A lo largo de estos años, se ha diagnosticado con insistencia la causa de la grave dolencia. Han sido voces que claman en el desierto, pues los que dominan los diferentes partidos están encantados con la tarea de confeccionar las listas.

Las listas cerradas y bloqueadas, además de despersonalizar la representación, favorecen el descenso del nivel de los elegidos. Los partidos no han de contar con candidatos de prestigio y arraigo en los distritos, pues con una relación de mediocres se obtienen los mismos votos que si los aspirantes son personas notables. Las listas abiertas, con las diferentes recetas del voto preferencial, mejoran algo la calidad de los elegidos, aunque la experiencia extranjera enseña que son muy pocos los ciudadanos que alternan la oferta de los partidos. Yo considero preferible, dentro de los sistemas proporcionales (exigencia de la Constitución, que debe respetarse por ahora), el vigente en la República Federal de Alemania.

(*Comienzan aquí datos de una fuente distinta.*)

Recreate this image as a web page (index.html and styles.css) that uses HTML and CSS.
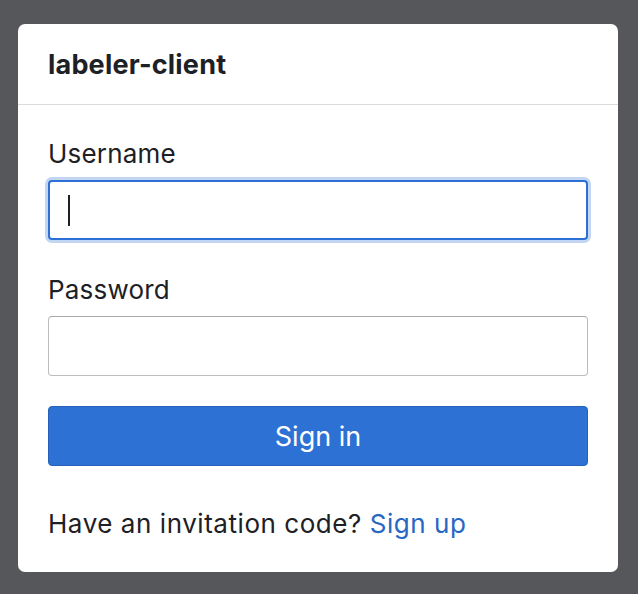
FILE: index.html
```html
<!DOCTYPE html>
<html lang="en">
<head>
<meta charset="utf-8">
<title>labeler-client</title>
<link rel="stylesheet" href="styles.css">
</head>
<body>
<div class="card">
  <div class="card-header">labeler-client</div>
  <form class="card-body">
    <label class="label" for="username">Username</label>
    <div class="field">
      <input class="input focused" id="username" type="text">
      <span class="caret"></span>
    </div>
    <label class="label label-second" for="password">Password</label>
    <div class="field">
      <input class="input" id="password" type="password">
    </div>
    <button class="btn" type="button">Sign in</button>
    <p class="signup">Have an invitation code? <a href="#" class="link">Sign up</a></p>
  </form>
</div>
</body>
</html>
```
FILE: styles.css
```css
html, body {
  margin: 0;
  padding: 0;
}
body {
  background: #55575a;
  font-family: Inter, "Noto Sans", "Liberation Sans", sans-serif;
  color: #1d2024;
  width: 638px;
  height: 594px;
  box-sizing: border-box;
  padding: 24px 20px 22px 18px;
}
.card {
  width: 600px;
  height: 548px;
  background: #ffffff;
  border-radius: 7px;
  box-sizing: border-box;
  display: flex;
  flex-direction: column;
}
.card-header {
  height: 81px;
  box-sizing: border-box;
  border-bottom: 1px solid #dcdcdc;
  padding: 0 30px;
  display: flex;
  align-items: center;
  font-size: 27px;
  font-weight: 700;
  letter-spacing: 0.2px;
  padding-top: 1px;
}
.card-body {
  display: flex;
  flex-direction: column;
  padding: 32px 30px 0 30px;
  margin: 0;
}
.label {
  font-size: 26px;
  line-height: 33px;
  margin-bottom: 10px;
  letter-spacing: 0.2px;
}
.label-second {
  margin-top: 33px;
}
.field {
  position: relative;
}
.input {
  display: block;
  width: 100%;
  height: 60px;
  box-sizing: border-box;
  border: 1px solid #bdbdbd;
  border-top-color: #a8a8a8;
  border-radius: 4px;
  background: #fff;
  margin: 0;
  padding: 0 18px;
  font-size: 26px;
  font-family: inherit;
  outline: none;
}
.input.focused {
  border: 2px solid #2c6fd5;
  box-shadow: 0 0 0 3px #c2d5f3;
}
.caret {
  position: absolute;
  left: 20px;
  top: 15px;
  width: 2px;
  height: 31px;
  background: #1d2024;
}
.btn {
  margin-top: 30px;
  height: 60px;
  background: #2c71d3;
  border: 1px solid #2561b9;
  border-radius: 4px;
  color: #ffffff;
  font-family: inherit;
  font-size: 27px;
  padding: 0;
}
.signup {
  margin: 41px 0 0 0;
  font-size: 26px;
  letter-spacing: 0.55px;
  line-height: 33px;
}
.link {
  color: #2767c4;
  text-decoration: none;
}
```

Allí, la mitad de los componentes del Bundestag cumplen los requisitos mínimos de conocimiento por parte de los electores, se consigue con ellos una representación personalizada, mientras que la otra mitad de los diputados entran en la Cámara gracias a la bendición del aparato partidista.

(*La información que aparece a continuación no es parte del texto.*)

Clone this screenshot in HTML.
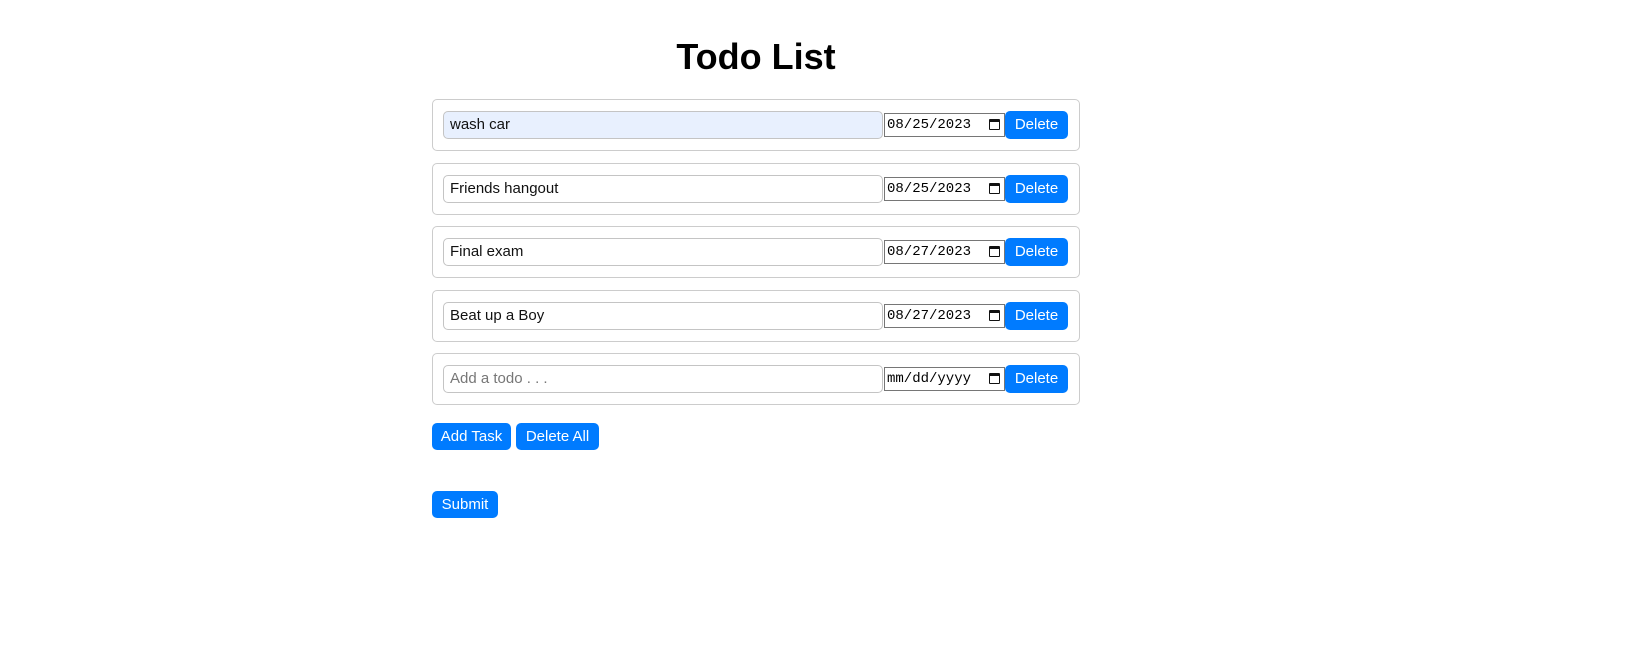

La ley alemana tiene interés porque facilita la realización de la exigencia de una representación política personalizada sin que los partidos dejen de ser los agentes destacados. Al ciudadano se le conceden dos votos: con uno se pronuncia entre las listas presentadas por los partidos en circunscripciones relativamente extensas, como serían en nuestro caso las provincias; con el segundo voto, se elige a uno de los candidatos de distrito, o sea en espacios territoriales menores dentro de la provincia que seguiría siendo la circunscripción electoral (art. 68.2 CE). La proporcionalidad se garantiza en el reparto global de los restos. La mitad de la Asamblea se forma con diputados de distrito, que obtuvieron el escaño gracias a la conjunción venturosa de la presencia personal del candidato y un vehículo partidista poderoso; y la otra mitad la integran los diputados de toda la circunscripción, aupados al escaño por la fuerza del partido que los puso en sus listas.

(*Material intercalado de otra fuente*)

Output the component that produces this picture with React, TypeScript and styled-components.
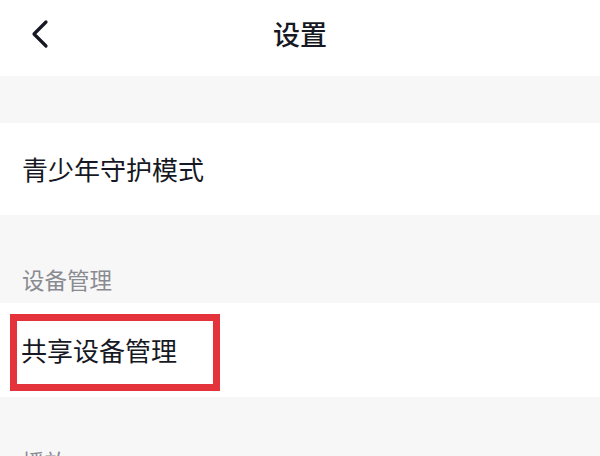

Mi predilección por el régimen electoral alemán se debe, por último, a la exactitud casi matemática que allí se consigue entre el porcentaje de votos y el porcentaje de escaños parlamentarios. No se producen las desfiguraciones de la voluntad popular que padecemos en España.

Los dirigentes de los grandes partidos se encuentran aquí condicionados porque les faltan unos votos para hacer esto (que es importante) u oponerse a aquello otro (que también es importante). El panorama político resulta desolador. Unas minorías, con representación sólo en determinadas zonas de España, imponen sus decisiones, sea al Gobierno, sea a la oposición. Es muy fácil denunciar la inoperancia de un determinado personaje de la escena pública. Tampoco hay que hacer un gran esfuerzo para censurar la falta de medidas para afrontar y resolver la crisis económica o financiera. Menos usual, en cambio, es descubrir el trasfondo político que hay más allá de la situación. Y sin conseguir una mejora de la articulación del régimen, la convivencia entre nosotros se convierte en democráticamente insatisfactoria.

Hoy he considerado sólo una parte del trasfondo. El clima de corrupción es tan agobiante que impide el caminar de quienes desearían hacerlo correcta y honradamente. Como advirtiera Dante Alighieri, allá por los comienzos del siglo XIV: «Tú ves que el mundo es mezquino porque está mal gobernado, pero no te fijas en que la condición de los hombres esté corrompida».

Manuel Jiménez de Parga, catedrático de Derecho Constitucional. Pertenece a la Real Academia de Ciencias Morales y Políticas, y fue presidente del Tribunal Constitucional.